** BEGIN The input **

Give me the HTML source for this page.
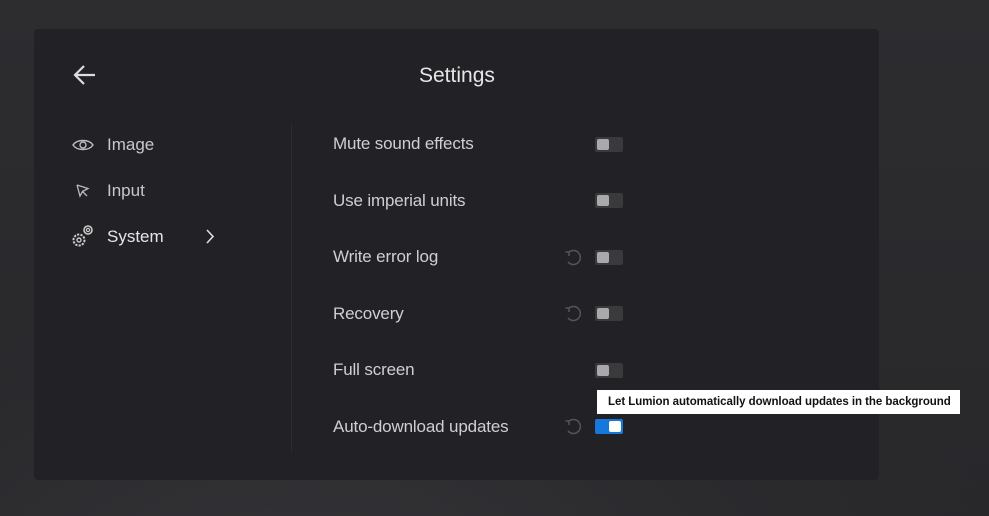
<!DOCTYPE html>
<html><head><style>
body{margin:0;width:989px;height:516px;overflow:hidden;background:#2a2a2d;font-family:"Liberation Sans",sans-serif;position:relative}
.bg{position:absolute;inset:0;background:radial-gradient(ellipse 700px 300px at 300px 560px,#333337 0%,#2b2b2e 60%,transparent 100%),linear-gradient(180deg,#2d2d30,#28282b)}
.panel{position:absolute;left:34px;top:29px;width:845px;height:451px;background:#222226;border-radius:4px}
.t{position:absolute;color:#d2d2d4;white-space:nowrap}
.title{left:419px;top:64px;font-size:21px;color:#e6e6e6}
.nav{font-size:17px;left:107px;color:#c8c8ca}
.lbl{left:333px;font-size:17px;color:#cfcfd1;letter-spacing:-0.15px}
.tg{position:absolute;left:595px;width:28px;height:15px;background:#3a3a3d;border-radius:2px}
.tg i{position:absolute;left:2px;top:2px;width:12px;height:11px;background:#a9a9ab;border-radius:2px}
.tg.on{background:#1778db}
.tg.on i{left:14px;background:#fff}
.div{position:absolute;left:291px;top:124px;width:1px;height:328px;background:#2d2d31}
.tip{position:absolute;left:597px;top:390px;width:363px;height:24px;background:#fff;color:#111;font-size:11.5px;font-weight:bold;line-height:25px;padding-left:11px;box-sizing:border-box;white-space:nowrap;letter-spacing:-0.05px}
svg{position:absolute}
</style></head><body>
<div class="bg"></div>
<div class="panel"></div>
<svg style="left:72px;top:64px" width="26" height="22" viewBox="0 0 26 22"><path d="M23 11H3M12 2L3 11l9 9" fill="none" stroke="#ddd" stroke-width="2.2"/></svg>
<div class="t title">Settings</div>
<svg style="left:72px;top:137px" width="22" height="16" viewBox="0 0 22 16"><path d="M1 8C5 2 17 2 21 8C17 14 5 14 1 8Z" fill="none" stroke="#bbb" stroke-width="1.4"/><circle cx="11" cy="8" r="3" fill="none" stroke="#bbb" stroke-width="1.4"/></svg>
<div class="t nav" style="top:135px">Image</div>
<svg style="left:75px;top:183px" width="16" height="16" viewBox="0 0 16 16"><path d="M2 2L5 13L7.5 8.5L12 13M2 2L13 5.5L7.5 8.5" fill="none" stroke="#bbb" stroke-width="1.3"/></svg>
<div class="t nav" style="top:181px">Input</div>
<svg style="left:71px;top:224px" width="24" height="24" viewBox="0 0 24 24"><circle cx="8" cy="16" r="5.5" fill="none" stroke="#ccc" stroke-width="2" stroke-dasharray="2.2 1.2"/><circle cx="8" cy="16" r="2" fill="none" stroke="#ccc" stroke-width="1.4"/><circle cx="17" cy="6" r="4" fill="none" stroke="#ccc" stroke-width="1.6"/><circle cx="17" cy="6" r="1.6" fill="none" stroke="#ccc" stroke-width="1.2"/></svg>
<div class="t nav" style="top:227px;color:#e6e6e8">System</div>
<svg style="left:204px;top:228px" width="12" height="17" viewBox="0 0 12 17"><path d="M3 2l6 6.5L3 15" fill="none" stroke="#ddd" stroke-width="1.6"/></svg>
<div class="div"></div>
<div class="t lbl" style="top:134px">Mute sound effects</div>
<div class="t lbl" style="top:191px">Use imperial units</div>
<div class="t lbl" style="top:247px">Write error log</div>
<div class="t lbl" style="top:304px">Recovery</div>
<div class="t lbl" style="top:360px">Full screen</div>
<div class="t lbl" style="top:417px">Auto-download updates</div>
<div class="tg" style="top:137px"><i></i></div>
<div class="tg" style="top:193px"><i></i></div>
<div class="tg" style="top:250px"><i></i></div>
<div class="tg" style="top:306px"><i></i></div>
<div class="tg" style="top:363px"><i></i></div>
<div class="tg on" style="top:419px"><i></i></div>
<svg style="left:564px;top:248px" width="20" height="20" viewBox="0 0 20 20"><path d="M5 4A7 7 0 1 1 4 14M5 4v4M5 4H1.5" fill="none" stroke="#555558" stroke-width="1.5"/></svg>
<svg style="left:564px;top:304px" width="20" height="20" viewBox="0 0 20 20"><path d="M5 4A7 7 0 1 1 4 14M5 4v4M5 4H1.5" fill="none" stroke="#555558" stroke-width="1.5"/></svg>
<svg style="left:564px;top:417px" width="20" height="20" viewBox="0 0 20 20"><path d="M5 4A7 7 0 1 1 4 14M5 4v4M5 4H1.5" fill="none" stroke="#555558" stroke-width="1.5"/></svg>
<div class="tip">Let Lumion automatically download updates in the background</div>
</body></html>
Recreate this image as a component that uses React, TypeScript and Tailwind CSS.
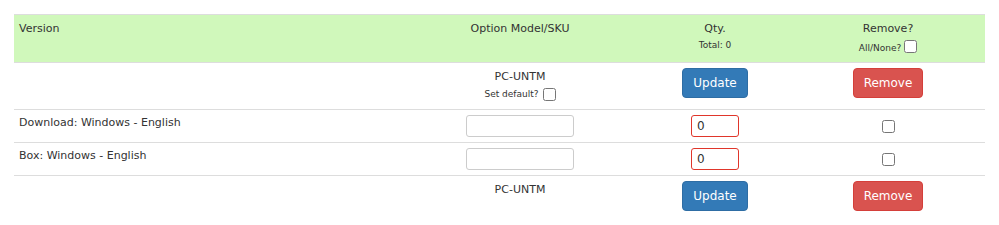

** END The input **

Task to complete: All lines in the data that contain the word "this" should be copied.

Answer to the task:
Give me the HTML source for this page.
Recreate this image as a component that uses React, TypeScript and Tailwind CSS.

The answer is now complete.